Cerium first metal of the Lactanide series, and takes part in quite complex reactions, and some colured ppts. In general white or pale yellow ppt are involved

For instance, it forms a PALE YELLOW/WHITE ppt with the Sodium Hydroxide, Ammonia solution and Sodium Carbonate, all insoluble in xs.
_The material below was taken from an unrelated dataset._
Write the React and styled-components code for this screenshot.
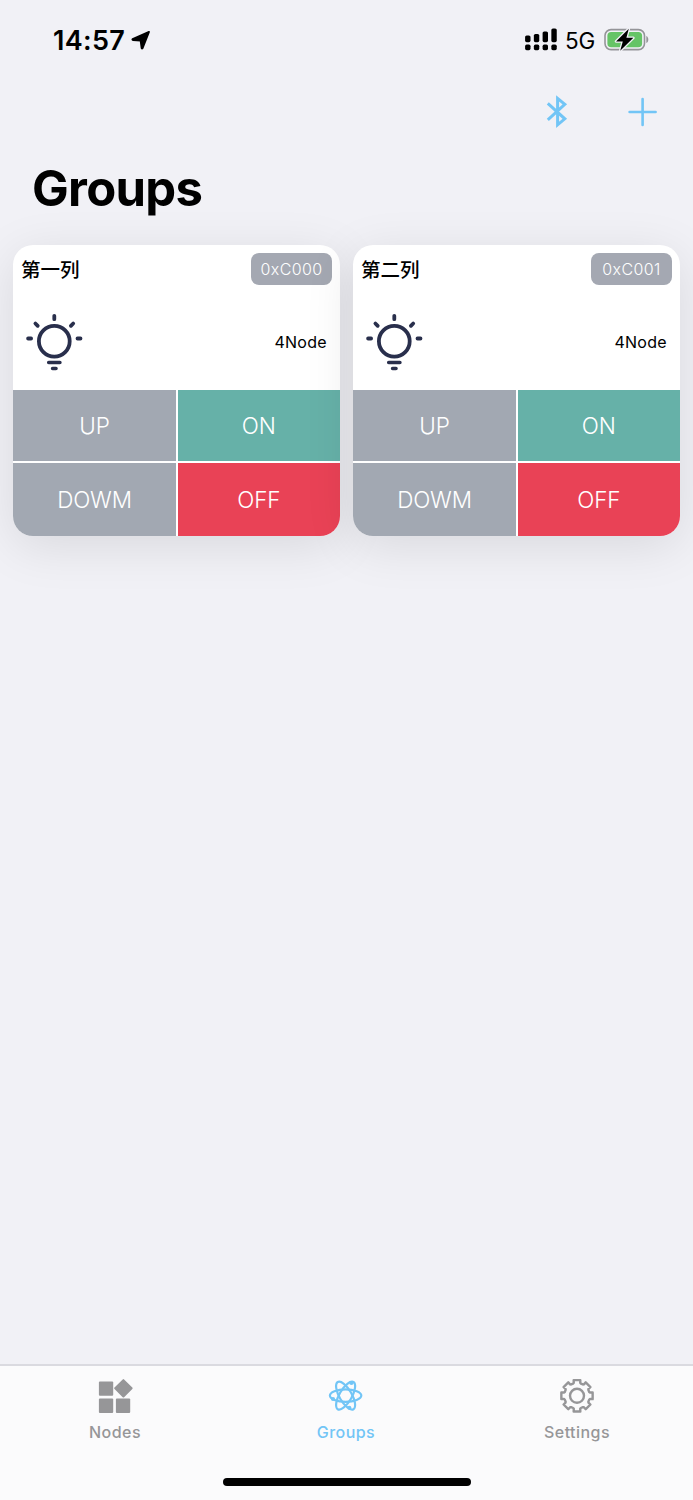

More tests to confirm Cerium at this stage are needed.

The most unique tests are the ORANGE solution with xs (+Heat) with Sodium Citrate, GREEN BROWN ppt wth Sodium Salicylate, the BROWN ppt sol in xs with Tannic Acid, and the coloured ppts with Ferro(II)Cyanide (LIME GREEN/YELLOW SOL + WHITE/BLUE ppt on heating) and with the Ferro(III)Cyanide (DARK BROWN SOLUTION + GREY GREEN PPT on heating).

One can also mention the BAIGE ppt obtained with Sodium Sulphide and a WHITE/BAIGE ppt with the Thiocyanate, the YELLOW Selenite and Dichromate (the latter also with lead though), the LEMON YELLOW ppt with the Tungstate and finally the Iodine sol obtained with Potassium Iodide.

As already enphazied one must be careful not to misinterpret the pale yellow ppt which is obtained on heating or leave to stand a solution of cerium salt on its own (without adding a reagent).